5. Irrational Numbers (I)

Irrational numbers cannot be expressed as a fraction p/q, where p and q are integers and q ≠ 0. These numbers have non-terminating and non-repeating decimal representations. Famous examples include π (pi) and √2 (the square root of 2).

Example: Is π ∈ I? Yes. Is √3 ∈ I? Yes. Is 1.414... ∈ I? Yes, as this is an approximation of √2, an irrational number. Is 1/3 ∈ I? No, 1/3 is a rational number (repeating decimal).

6. Real Numbers (ℝ)

Real numbers encompass all rational and irrational numbers. They represent all points on the number line.

Example: Is 5 ∈ ℝ? Yes. Is -2.7 ∈ ℝ? Yes. Is π ∈ ℝ? Yes. Is √-1 ∈ ℝ? No, √-1 is an imaginary number (not a real number).

7. Complex Numbers (ℂ)

Complex numbers include real numbers and imaginary numbers (numbers involving the imaginary unit 'i', where i² = -1). They are expressed in the form a + bi, where 'a' and 'b' are real numbers.

Example: Is 3 ∈ ℂ? Yes (it can be written as 3 + 0i). Is 2 + 3i ∈ ℂ? Yes. Is -5i ∈ ℂ? Yes (it can be written as 0 - 5i). Is 4.7 ∈ ℂ? Yes.

Determining Set Membership: Step-by-Step Process

Let's outline a systematic approach to determine whether a given number belongs to each of the number sets mentioned above:

1. Identify the Number: Begin by clearly identifying the number you are analyzing. For instance, let's consider the number -2.5.

2. Check for Natural Numbers (ℕ): Is -2.5 a positive integer greater than or equal to 1? No. Therefore, -2.5 ∉ ℕ.

3. Check for Whole Numbers (ℤ₀): Is -2.5 a non-negative integer? No. Therefore, -2.5 ∉ ℤ₀.

4. Check for Integers (ℤ): Is -2.5 an integer (positive, negative, or zero)? No. It's a decimal number. Therefore, -2.5 ∉ ℤ.

5. Check for Rational Numbers (ℚ): Can -2.5 be expressed as a fraction p/q, where p and q are integers and q ≠ 0? Yes, it can be expressed as -5/2. Therefore, -2.5 ∈ ℚ.

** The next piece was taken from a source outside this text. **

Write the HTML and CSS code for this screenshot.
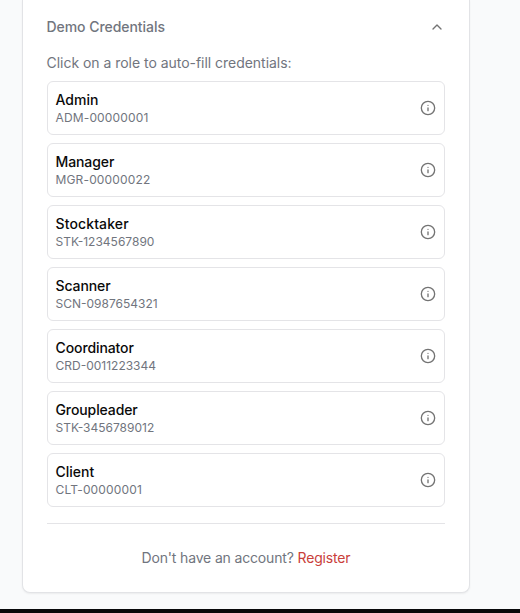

6. Check for Irrational Numbers (I): Is -2.5 an irrational number (non-terminating and non-repeating decimal)? No, it's a terminating decimal. Therefore, -2.5 ∉ I.

7. Check for Real Numbers (ℝ): Is -2.5 a real number (all numbers on the number line)? Yes. Therefore, -2.5 ∈ ℝ.

8. Check for Complex Numbers (ℂ): Is -2.5 a complex number (in the form a + bi)? Yes, it can be expressed as -2.5 + 0i. Therefore, -2.5 ∈ ℂ.

Advanced Set Operations and Membership

The process becomes more complex when dealing with set operations like union, intersection, and complement.

1. Union (∪)

The union of two sets A and B (A ∪ B) is a new set containing all the elements present in either A or B or both.

Example: If A = {1, 2, 3} and B = {3, 4, 5}, then A ∪ B = {1, 2, 3, 4, 5}.

To determine if a number is in the union, you check if it belongs to either set A or set B.

2. Intersection (∩)

The intersection of two sets A and B (A ∩ B) is a new set containing only the elements present in both A and B.

Example: If A = {1, 2, 3} and B = {3, 4, 5}, then A ∩ B = {3}.

A number belongs to the intersection only if it belongs to both sets.

3. Complement (A^c)

The complement of a set A (A^c) is the set of all elements that are not in A, typically within a defined universal set (U).

Example: If U = {1, 2, 3, 4, 5} and A = {1, 3, 5}, then A^c = {2, 4}.

A number belongs to the complement if it's in the universal set but not in the original set.

Practical Applications and Problem Solving

Understanding set membership is crucial in various mathematical contexts:

• Probability: Determining the probability of events often involves working with sets of possible outcomes.
• Logic: Set theory forms the basis of many logical arguments and proofs.
• Computer Science: Sets are fundamental data structures in programming.
• Statistics: Analyzing data sets involves classifying and categorizing data points based on their membership in various sets.

By systematically applying the steps outlined above and understanding the properties of different number sets, you can confidently determine whether a given number belongs to a particular set or a combination of sets through set operations. Remember to always consider the specific definition of each set and the rules governing its membership. This thorough understanding provides a solid foundation for more advanced mathematical concepts.